6 months later from that point, I was here in the states. I first was training in LA, but I ended up moving to San Diego because I wanted to train with Keone and Mari, as well as, wanted to join Choreo Cookies. I worked hard to become a part of San Diego dance community ,but at the same time, it was such an organic process. It happened really naturally. I was given opportunities to perform with San Diego community dancers in many places such as Bay area, worked with Keone and Mari, trained so much both in SD and LA to grow and become a better dancer.
In the end of 2017, I became a member of Choreo Cookies which is my dream team, world winning dance team, the team that Keone and Mari was on, as a first international member. Through this experience, I want to tell all international folks who want to achieve their dream that nothing is impossible.
From there, it was just ups and ups. I got to travel to Singapore for performing dance show and teaching there, went to Canada as a guest performer, performed in many competitions and winning or placing them and many more. Aside from achievements with Choreo Cookies, I was able to work with Sorah Yang, a choreographer, still going back to Japan and worked with Ian Eastwood, Keone and Mari, and many more.
In 2019, I was able to sign with one of greatest agency in the US, Go 2 Talent Agency. This whole journey connected to this moment. GTA resonate with my personal work ethic, and I truly admire all the talents there; I became one of them. From that point, I was able to work with paid jobs here in LA such as be a part of Daddy Yankee’s Music Video, which has 672 million views, performing at Latin AMA with Daddy Yankee, performing with Amber Liu at Unforgettable Gala, and so on.
Honestly, no. As a person from Japan, there is a language boundary. Even though I’m more fluent than majority of Japanese people here, there are still inside jokes that I can’t get during rehearsals. As well as, I didn’t have real friends here when I first moved(the only relationships I had back then was all those choreographers because I’ve met them prior to moving here, so in daily life out side of class room setting or rehearsal setting, there are only few people I could hang out with. To sum up, the hardest part of me was trying to be in the community and connecting with them.
In terms of dancing, there are a lot of talented dancers in LA/SD. The environment is really different from Japan too, as well as LA dance scene and SD dance community are very different. So for a long time, I was comparing myself to others until I accept myself as a dancer and finding my own strength and uniqueness. This applied when I attend to auditions too. I am a short young looking Asian(most of Asian looks young in general but). So I had to compete with all the surroundings in those competitive space. It is not easy. You need to know yourself, confident about yourself, and being okey to be true to yourself. After I was able to accept that, there were no scary thing. I just go out there, and be myself.
I belong to GTA as a professional dancer/performer. I think the most proud of being this agency/company and their strength is that they can get really personal to me, understand what I want to do as a dancer in the industry, and how I wanted to be represented by them. Most of agency doesn’t do it, unfortunately.

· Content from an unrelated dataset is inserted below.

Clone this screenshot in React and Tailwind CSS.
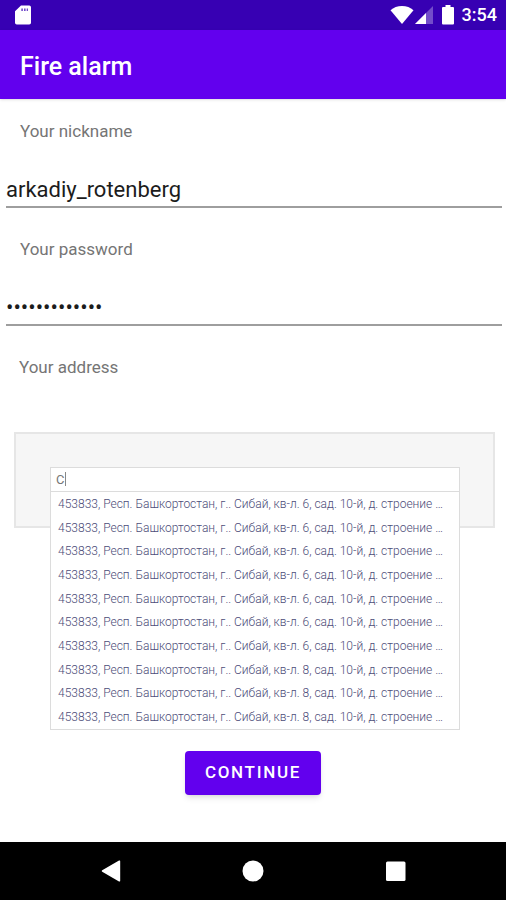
import { useState } from 'react'

const ADDRESSES = [6, 6, 6, 6, 6, 6, 6, 8, 8, 8].map(
    block => `453833, Респ. Башкортостан, г.. Сибай, кв-л. ${block}, сад. 10-й, д. строение …`
)

function StatusBar() {
    return (
        <div className="flex h-[30px] items-center justify-between bg-[#3700b3] pl-[15px] pr-[9px] text-white">
            <svg width="16" height="20" viewBox="0 0 16 20" fill="currentColor" aria-hidden="true">
                <path d="M6 0.5h8.2a1.8 1.8 0 0 1 1.8 1.8v15.4a1.8 1.8 0 0 1-1.8 1.8H1.8A1.8 1.8 0 0 1 0 17.700V6.300z" />
                <path d="M6.300 3.500h1.600v2.500H6.300zM9 3.500h1.600v2.500H9zM11.700 3.500h1.300v2.500h-1.300z" fill="#3700b3" opacity="0.7" />
            </svg>
            <div className="flex items-center">
                <svg width="24" height="18" viewBox="0 0 24 18" fill="currentColor" aria-hidden="true">
                    <path d="M12 18L0.500 4.200C3.500 1.500 7.500 0 12 0s8.500 1.500 11.500 4.200z" />
                </svg>
                <svg className="ml-px" width="18" height="18" viewBox="0 0 18 18" fill="currentColor" aria-hidden="true">
                    <path d="M18 0v18H0z" opacity="0.3" />
                    <path d="M11 7v11H0z" />
                </svg>
                <svg className="ml-[9px]" width="12" height="20" viewBox="0 0 12 20" fill="currentColor" aria-hidden="true">
                    <path d="M3.500 0h5v2H11a1 1 0 0 1 1 1v15.500a1 1 0 0 1-1 1H1a1 1 0 0 1-1-1V3a1 1 0 0 1 1-1h2.500z" />
                </svg>
                <span className="ml-2 text-[18px] font-medium leading-5">3:54</span>
            </div>
        </div>
    )
}

function Field({ id, label, type, value, onChange }) {
    return (
        <div className="pl-[6px] pr-1 pt-5">
            <label htmlFor={id} className="block pl-[14px] text-[17px] leading-6 text-[#757575]">
                {label}
            </label>
            <input
                id={id}
                type={type}
                value={value}
                onChange={e => onChange(e.target.value)}
                className="mt-7 block h-[37px] w-full border-b-2 border-[#9e9e9e] bg-transparent pt-[2px] text-[22px] text-[#1c1c1c] outline-none"
            />
        </div>
    )
}

function AddressPicker() {
    const [query, setQuery] = useState('С')

    return (
        <div className="ml-[14px] mr-[11px] mt-[53px] h-24 border-2 border-[#e6e6e6] bg-[#f6f6f6] pl-[34px] pr-[33px] pt-[33px]">
            <div className="relative">
                <input
                    id="address"
                    value={query}
                    onChange={e => setQuery(e.target.value)}
                    className="block h-[25px] w-full border border-[#dcdcdc] bg-white pl-[5px] text-[13px] text-[#777] outline-none"
                />
                <span className="absolute left-[15px] top-[5px] h-[14px] w-px bg-[#888]" />
                {/* Suggestions */}
                <ul className="absolute inset-x-0 top-full flex h-[238px] flex-col border border-t-0 border-[#dcdcdc] bg-white">
                    {ADDRESSES.map((address, i) => (
                        <li key={i} className="flex-1">
                            <button type="button" className="flex h-full w-full items-center whitespace-nowrap pl-[7px] text-[12px] font-light text-[#4c4c78]">
                                {address}
                            </button>
                        </li>
                    ))}
                </ul>
            </div>
        </div>
    )
}

function NavigationBar() {
    return (
        <nav className="mt-auto flex h-[58px] items-center justify-center gap-[118px] bg-black text-white">
            <button type="button" aria-label="Back">
                <svg width="24" height="24" viewBox="0 0 24 24" fill="currentColor">
                    <path d="M20 1.500a.8.8 0 0 1 1.200.7v19.600a.8.8 0 0 1-1.200.7L3.200 12.700a.8.8 0 0 1 0-1.400z" />
                </svg>
            </button>
            <button type="button" aria-label="Home">
                <svg width="24" height="24" viewBox="0 0 24 24" fill="currentColor">
                    <circle cx="12" cy="12" r="10.500" />
                </svg>
            </button>
            <button type="button" aria-label="Recent apps">
                <svg width="24" height="24" viewBox="0 0 24 24" fill="currentColor">
                    <rect x="3" y="2.500" width="19.500" height="19.500" rx="1.500" />
                </svg>
            </button>
        </nav>
    )
}

export default function App() {
    const [nickname, setNickname] = useState('arkadiy_rotenberg')
    const [password, setPassword] = useState('rotenberg1234')

    return (
        <div className="flex min-h-screen flex-col bg-white font-['Roboto',sans-serif]">
            <StatusBar />
            <header className="flex h-[69px] items-center bg-[#6200ee] px-5 pt-1 shadow">
                <h1 className="text-[25px] font-medium leading-8 text-white">Fire alarm</h1>
            </header>

            <form className="flex flex-col" onSubmit={e => e.preventDefault()}>
                <Field id="nickname" label="Your nickname" type="text" value={nickname} onChange={setNickname} />
                <div className="mt-[9px]">
                    <Field id="password" label="Your password" type="password" value={password} onChange={setPassword} />
                </div>
                <label htmlFor="address" className="mt-[29px] block pl-[19px] text-[17px] leading-6 text-[#757575]">
                    Your address
                </label>
                <AddressPicker />
                <button
                    type="submit"
                    className="mt-[223px] h-11 self-center rounded bg-[#6200ee] px-5 text-[17px] font-medium tracking-widest text-white shadow-md"
                >
                    CONTINUE
                </button>
            </form>

            <NavigationBar />
        </div>
    )
}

If I don’t want to go to the audition which I need to be half naked and dance, they don’t force me to go. They actually believe in my talent. They trust me. They give opportunities specific to talents.

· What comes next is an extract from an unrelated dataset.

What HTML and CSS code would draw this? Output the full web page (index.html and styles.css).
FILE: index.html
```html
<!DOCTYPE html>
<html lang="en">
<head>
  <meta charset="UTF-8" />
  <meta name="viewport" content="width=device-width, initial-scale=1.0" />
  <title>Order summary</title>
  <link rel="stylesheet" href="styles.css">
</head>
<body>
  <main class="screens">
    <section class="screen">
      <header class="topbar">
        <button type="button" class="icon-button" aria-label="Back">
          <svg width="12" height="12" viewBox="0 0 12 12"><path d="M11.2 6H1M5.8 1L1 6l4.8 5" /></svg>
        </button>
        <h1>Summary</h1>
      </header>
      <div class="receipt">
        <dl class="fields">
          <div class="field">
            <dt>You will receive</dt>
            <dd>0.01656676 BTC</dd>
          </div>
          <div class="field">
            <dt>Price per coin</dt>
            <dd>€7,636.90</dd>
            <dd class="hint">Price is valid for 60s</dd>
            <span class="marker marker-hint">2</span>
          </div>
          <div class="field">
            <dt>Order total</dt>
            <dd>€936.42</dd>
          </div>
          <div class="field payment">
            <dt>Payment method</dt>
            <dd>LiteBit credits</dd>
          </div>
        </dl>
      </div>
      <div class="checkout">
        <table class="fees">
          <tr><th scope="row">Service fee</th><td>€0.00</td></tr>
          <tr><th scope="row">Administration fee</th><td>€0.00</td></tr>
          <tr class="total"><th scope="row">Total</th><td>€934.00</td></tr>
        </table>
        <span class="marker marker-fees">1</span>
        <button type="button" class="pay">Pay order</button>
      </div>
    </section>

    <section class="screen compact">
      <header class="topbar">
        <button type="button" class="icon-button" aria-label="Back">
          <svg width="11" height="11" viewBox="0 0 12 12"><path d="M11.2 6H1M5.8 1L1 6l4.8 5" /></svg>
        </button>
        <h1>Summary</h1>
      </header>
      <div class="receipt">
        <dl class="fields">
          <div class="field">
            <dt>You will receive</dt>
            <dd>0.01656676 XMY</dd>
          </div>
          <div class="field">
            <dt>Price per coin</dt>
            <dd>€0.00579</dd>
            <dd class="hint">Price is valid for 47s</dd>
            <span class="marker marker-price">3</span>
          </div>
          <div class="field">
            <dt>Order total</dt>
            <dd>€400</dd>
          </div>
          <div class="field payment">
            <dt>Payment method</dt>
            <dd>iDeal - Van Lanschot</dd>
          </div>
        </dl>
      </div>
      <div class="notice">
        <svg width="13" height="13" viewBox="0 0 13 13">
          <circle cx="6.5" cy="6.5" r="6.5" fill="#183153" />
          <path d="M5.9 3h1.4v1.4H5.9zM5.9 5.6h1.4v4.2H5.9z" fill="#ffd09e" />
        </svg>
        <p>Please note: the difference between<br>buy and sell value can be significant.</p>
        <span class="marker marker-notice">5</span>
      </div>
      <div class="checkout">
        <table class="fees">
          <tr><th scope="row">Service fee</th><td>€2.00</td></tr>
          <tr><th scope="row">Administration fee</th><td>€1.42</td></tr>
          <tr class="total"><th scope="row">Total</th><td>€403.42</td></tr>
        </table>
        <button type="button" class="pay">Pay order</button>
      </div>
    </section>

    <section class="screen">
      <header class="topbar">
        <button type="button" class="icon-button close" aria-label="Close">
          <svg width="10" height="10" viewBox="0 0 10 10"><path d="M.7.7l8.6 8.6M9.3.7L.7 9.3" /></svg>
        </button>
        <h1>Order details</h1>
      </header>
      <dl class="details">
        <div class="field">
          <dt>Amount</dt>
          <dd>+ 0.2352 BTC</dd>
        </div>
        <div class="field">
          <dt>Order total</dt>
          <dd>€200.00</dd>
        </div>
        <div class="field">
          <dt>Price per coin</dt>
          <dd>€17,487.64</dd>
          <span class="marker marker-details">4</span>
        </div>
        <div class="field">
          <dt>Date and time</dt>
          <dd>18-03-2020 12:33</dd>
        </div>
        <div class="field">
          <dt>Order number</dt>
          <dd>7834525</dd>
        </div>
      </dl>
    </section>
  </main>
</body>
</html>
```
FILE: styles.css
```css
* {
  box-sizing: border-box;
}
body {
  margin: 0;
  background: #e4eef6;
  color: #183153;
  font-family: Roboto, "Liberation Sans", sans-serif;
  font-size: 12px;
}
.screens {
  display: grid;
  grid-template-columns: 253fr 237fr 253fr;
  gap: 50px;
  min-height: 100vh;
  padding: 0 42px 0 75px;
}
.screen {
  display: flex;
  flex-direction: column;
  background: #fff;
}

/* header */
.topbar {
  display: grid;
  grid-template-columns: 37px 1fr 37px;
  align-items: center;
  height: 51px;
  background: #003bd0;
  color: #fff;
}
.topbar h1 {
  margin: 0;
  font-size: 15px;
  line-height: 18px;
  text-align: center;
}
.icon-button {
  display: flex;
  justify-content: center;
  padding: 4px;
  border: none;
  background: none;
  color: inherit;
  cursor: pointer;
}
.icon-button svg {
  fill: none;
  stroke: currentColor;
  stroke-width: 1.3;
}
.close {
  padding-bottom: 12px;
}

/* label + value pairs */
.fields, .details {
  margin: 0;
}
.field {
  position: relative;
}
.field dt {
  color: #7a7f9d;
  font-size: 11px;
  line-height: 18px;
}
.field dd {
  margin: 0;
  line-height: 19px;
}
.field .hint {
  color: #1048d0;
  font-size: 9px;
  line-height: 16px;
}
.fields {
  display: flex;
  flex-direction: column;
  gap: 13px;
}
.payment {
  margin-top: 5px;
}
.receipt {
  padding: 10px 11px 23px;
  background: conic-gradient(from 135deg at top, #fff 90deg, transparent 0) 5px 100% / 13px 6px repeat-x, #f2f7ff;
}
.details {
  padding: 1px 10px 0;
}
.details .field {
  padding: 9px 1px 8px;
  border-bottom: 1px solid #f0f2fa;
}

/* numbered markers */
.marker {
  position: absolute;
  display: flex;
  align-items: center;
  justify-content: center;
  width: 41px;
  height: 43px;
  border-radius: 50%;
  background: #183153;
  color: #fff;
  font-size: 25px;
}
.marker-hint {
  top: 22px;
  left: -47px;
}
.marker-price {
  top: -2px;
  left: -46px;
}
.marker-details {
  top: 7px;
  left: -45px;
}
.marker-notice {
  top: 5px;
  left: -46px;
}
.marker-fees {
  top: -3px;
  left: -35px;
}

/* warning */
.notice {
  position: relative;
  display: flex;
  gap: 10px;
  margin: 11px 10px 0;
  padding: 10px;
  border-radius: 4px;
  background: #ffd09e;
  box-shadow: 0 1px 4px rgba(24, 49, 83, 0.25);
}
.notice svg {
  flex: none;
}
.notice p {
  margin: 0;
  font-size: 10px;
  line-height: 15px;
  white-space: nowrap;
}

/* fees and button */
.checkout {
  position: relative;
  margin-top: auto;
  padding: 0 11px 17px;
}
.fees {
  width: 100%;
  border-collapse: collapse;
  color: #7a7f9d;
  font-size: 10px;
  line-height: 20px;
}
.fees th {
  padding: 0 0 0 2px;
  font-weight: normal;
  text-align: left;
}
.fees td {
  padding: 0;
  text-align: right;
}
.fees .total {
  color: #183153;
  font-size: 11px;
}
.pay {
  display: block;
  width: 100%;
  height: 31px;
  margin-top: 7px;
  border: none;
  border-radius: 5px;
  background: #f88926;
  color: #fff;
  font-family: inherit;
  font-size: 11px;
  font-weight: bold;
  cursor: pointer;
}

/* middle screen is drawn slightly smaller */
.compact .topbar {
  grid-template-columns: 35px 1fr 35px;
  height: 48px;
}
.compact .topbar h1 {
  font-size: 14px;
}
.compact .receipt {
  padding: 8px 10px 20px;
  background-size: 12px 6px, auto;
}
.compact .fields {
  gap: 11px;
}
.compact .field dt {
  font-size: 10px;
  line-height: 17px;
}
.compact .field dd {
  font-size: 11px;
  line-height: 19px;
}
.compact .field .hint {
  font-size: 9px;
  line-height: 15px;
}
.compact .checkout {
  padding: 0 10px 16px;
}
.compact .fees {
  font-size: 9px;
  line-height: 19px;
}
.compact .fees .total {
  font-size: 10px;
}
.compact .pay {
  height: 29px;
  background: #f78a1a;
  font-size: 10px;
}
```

What sets me apart from others is that I have been in professional dance team for years. Being a part of consisted by 25+ members requires you to be selfless. Meaning that I know how to dance clean, but also I know how to express myself when the time is right. I notice that these days, they are so many dancers who can express themselves so well, which is important, but there are less dancers who can dance clean which requires in professional jobs; you need to know both. I know how to be selfless and dance as a unit, that sets me apart from others.
I define success as my happiness. I believe that if jobs don’t make me happy even though I would have much income, it’s is not success to me. I rather go through hard/tough times, rocky roads to get to what I want to do in my life with dancing than book jobs which don’t resonate my persona as a dancer. I like to work towards such goals, and often time, I don’t see that situation where I go through hard time as a negative thing. I would enjoy the process, and take those as a “challenge.” My success is also making my love ones happy with my jobs or what I do. Whether that is with my income, or just making them proud what I do. As long as my love ones see me and feel some kind of happiness, that is also my success to me. I hope it does make sense!